*DATA BLOCK*.
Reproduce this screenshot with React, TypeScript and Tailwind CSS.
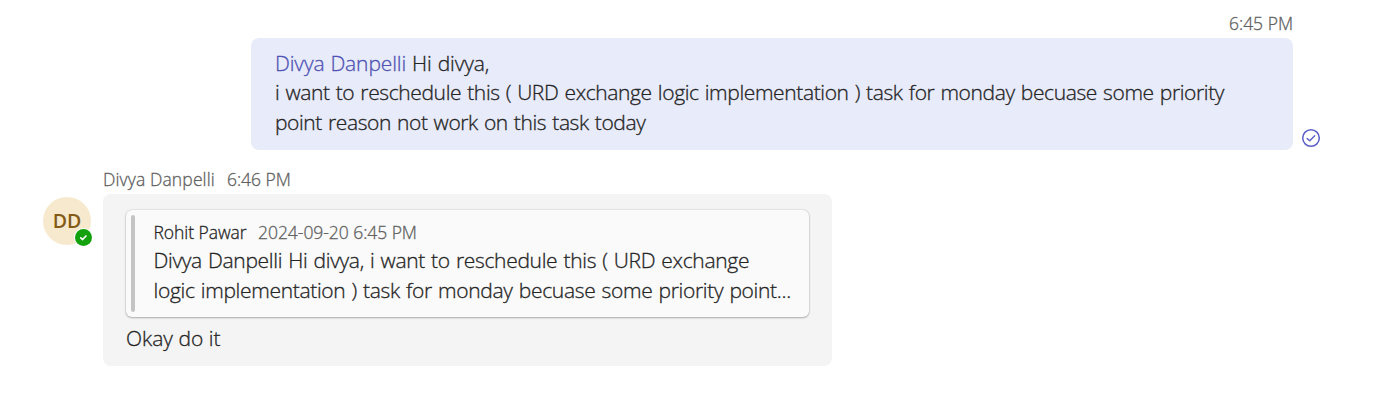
import React from "react";

function SeenIcon() {
  return (
    <svg className="h-5 w-5 shrink-0" viewBox="0 0 20 20" fill="none" stroke="#5b5fc7">
      <circle cx="10" cy="10" r="8.3" strokeWidth="1.5" />
      <path d="M6.2 10.4l2.5 2.3 5-5" strokeWidth="1.4" strokeLinecap="round" strokeLinejoin="round" />
    </svg>
  );
}

function Avatar() {
  return (
    <div className="relative mt-[3px] flex h-12 w-12 shrink-0 items-center justify-center rounded-full bg-[#f7e9cd]">
      <span className="text-[19.5px] leading-6 font-semibold text-[#835b17] [-webkit-text-stroke:0]">DD</span>
      <span className="absolute right-[-1px] bottom-[-1px] flex h-[17px] w-[17px] items-center justify-center rounded-full bg-[#13a10e] ring-1 ring-white">
        <svg className="h-[17px] w-[17px]" viewBox="0 0 17 17" fill="none" stroke="#fff">
          <path d="M5.8 8.9l1.8 1.6 3.4-3.5" strokeWidth="1.7" strokeLinecap="round" strokeLinejoin="round" />
        </svg>
      </span>
    </div>
  );
}

function Quote() {
  return (
    <div className="flex h-[107px] w-[683px] rounded-[6px] bg-[#fafafa] py-[5px] pl-[5px] shadow-[0_1px_2px_rgba(0,0,0,0.25),0_0_2px_rgba(0,0,0,0.2)]">
      <div className="w-1 shrink-0 rounded-[2px] bg-[#c4c4c4]" />
      <div className="pt-[5px] pl-[18.5px]">
        <div className="flex h-6 gap-[11.5px] text-[17.5px] leading-6 tracking-[-0.05px]">
          <span className="text-[#242424]">Rohit Pawar</span>
          <span className="text-[#616161]">2024-09-20 6:45 PM</span>
        </div>
        <p className="mt-[1px] text-[21px] leading-[30px] tracking-[-0.32px] [word-spacing:1px] whitespace-nowrap text-[#242424]">
          Divya Danpelli Hi divya, i want to reschedule this ( URD exchange
          <br />
          logic implementation ) task for monday becuase some priority point...
        </p>
      </div>
    </div>
  );
}

export default function App() {
  return (
    <main className="h-[403px] w-[1375px] overflow-hidden bg-white font-['Open_Sans','Noto_Sans',sans-serif] font-light [-webkit-text-stroke:0.3px]">
      <section className="flex flex-col pt-[11px] pl-[251px]">
        <div className="h-6 w-[1042px] text-right text-[17.5px] leading-6 text-[#616161]">6:45 PM</div>
        <div className="mt-[3px] flex items-end gap-2">
          <div className="h-28 w-[1042px] rounded-[8px] bg-[#e8ebfa] pt-[10px] pl-6 text-[21px] whitespace-nowrap text-[#242424]">
            <p className="h-[29px] leading-[30px] tracking-[-0.11px] [word-spacing:0.6px]">
              <span className="text-[#4f52b2]">Divya Danpelli</span> Hi divya,
            </p>
            <p className="leading-[30px] tracking-[-0.38px] [word-spacing:1px]">
              i want to reschedule this ( URD exchange logic implementation ) task for monday becuase some priority
            </p>
            <p className="leading-[30px] tracking-[-0.4px] [word-spacing:1px]">point reason not work on this task today</p>
          </div>
          <div className="pb-[2px]">
            <SeenIcon />
          </div>
        </div>
      </section>
      <section className="mt-[17px] pl-[43px]">
        <div className="flex h-6 gap-3 pl-[60px] text-[17.5px] leading-6 text-[#616161]">
          <span className="tracking-[0.13px]">Divya Danpelli</span>
          <span>6:46 PM</span>
        </div>
        <div className="mt-[3px] flex gap-3">
          <Avatar />
          <div className="h-[172px] w-[729px] rounded-[8px] bg-[#f4f4f4] pt-4 pl-[23px]">
            <Quote />
            <p className="mt-[6px] text-[21px] leading-[30px] text-[#242424]">Okay do it</p>
          </div>
        </div>
      </section>
    </main>
  );
}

*WHAT THIS TASK INVOLVES*. Output a faithful copy of the data, with each picture left out.

*COMPLETE OUTPUT*.
Reproduce this screenshot with React, TypeScript and Tailwind CSS.
import React from "react";

function SeenIcon() {
  return (
    <svg className="h-5 w-5 shrink-0" viewBox="0 0 20 20" fill="none" stroke="#5b5fc7">
      <circle cx="10" cy="10" r="8.3" strokeWidth="1.5" />
      <path d="M6.2 10.4l2.5 2.3 5-5" strokeWidth="1.4" strokeLinecap="round" strokeLinejoin="round" />
    </svg>
  );
}

function Avatar() {
  return (
    <div className="relative mt-[3px] flex h-12 w-12 shrink-0 items-center justify-center rounded-full bg-[#f7e9cd]">
      <span className="text-[19.5px] leading-6 font-semibold text-[#835b17] [-webkit-text-stroke:0]">DD</span>
      <span className="absolute right-[-1px] bottom-[-1px] flex h-[17px] w-[17px] items-center justify-center rounded-full bg-[#13a10e] ring-1 ring-white">
        <svg className="h-[17px] w-[17px]" viewBox="0 0 17 17" fill="none" stroke="#fff">
          <path d="M5.8 8.9l1.8 1.6 3.4-3.5" strokeWidth="1.7" strokeLinecap="round" strokeLinejoin="round" />
        </svg>
      </span>
    </div>
  );
}

function Quote() {
  return (
    <div className="flex h-[107px] w-[683px] rounded-[6px] bg-[#fafafa] py-[5px] pl-[5px] shadow-[0_1px_2px_rgba(0,0,0,0.25),0_0_2px_rgba(0,0,0,0.2)]">
      <div className="w-1 shrink-0 rounded-[2px] bg-[#c4c4c4]" />
      <div className="pt-[5px] pl-[18.5px]">
        <div className="flex h-6 gap-[11.5px] text-[17.5px] leading-6 tracking-[-0.05px]">
          <span className="text-[#242424]">Rohit Pawar</span>
          <span className="text-[#616161]">2024-09-20 6:45 PM</span>
        </div>
        <p className="mt-[1px] text-[21px] leading-[30px] tracking-[-0.32px] [word-spacing:1px] whitespace-nowrap text-[#242424]">
          Divya Danpelli Hi divya, i want to reschedule this ( URD exchange
          <br />
          logic implementation ) task for monday becuase some priority point...
        </p>
      </div>
    </div>
  );
}

export default function App() {
  return (
    <main className="h-[403px] w-[1375px] overflow-hidden bg-white font-['Open_Sans','Noto_Sans',sans-serif] font-light [-webkit-text-stroke:0.3px]">
      <section className="flex flex-col pt-[11px] pl-[251px]">
        <div className="h-6 w-[1042px] text-right text-[17.5px] leading-6 text-[#616161]">6:45 PM</div>
        <div className="mt-[3px] flex items-end gap-2">
          <div className="h-28 w-[1042px] rounded-[8px] bg-[#e8ebfa] pt-[10px] pl-6 text-[21px] whitespace-nowrap text-[#242424]">
            <p className="h-[29px] leading-[30px] tracking-[-0.11px] [word-spacing:0.6px]">
              <span className="text-[#4f52b2]">Divya Danpelli</span> Hi divya,
            </p>
            <p className="leading-[30px] tracking-[-0.38px] [word-spacing:1px]">
              i want to reschedule this ( URD exchange logic implementation ) task for monday becuase some priority
            </p>
            <p className="leading-[30px] tracking-[-0.4px] [word-spacing:1px]">point reason not work on this task today</p>
          </div>
          <div className="pb-[2px]">
            <SeenIcon />
          </div>
        </div>
      </section>
      <section className="mt-[17px] pl-[43px]">
        <div className="flex h-6 gap-3 pl-[60px] text-[17.5px] leading-6 text-[#616161]">
          <span className="tracking-[0.13px]">Divya Danpelli</span>
          <span>6:46 PM</span>
        </div>
        <div className="mt-[3px] flex gap-3">
          <Avatar />
          <div className="h-[172px] w-[729px] rounded-[8px] bg-[#f4f4f4] pt-4 pl-[23px]">
            <Quote />
            <p className="mt-[6px] text-[21px] leading-[30px] text-[#242424]">Okay do it</p>
          </div>
        </div>
      </section>
    </main>
  );
}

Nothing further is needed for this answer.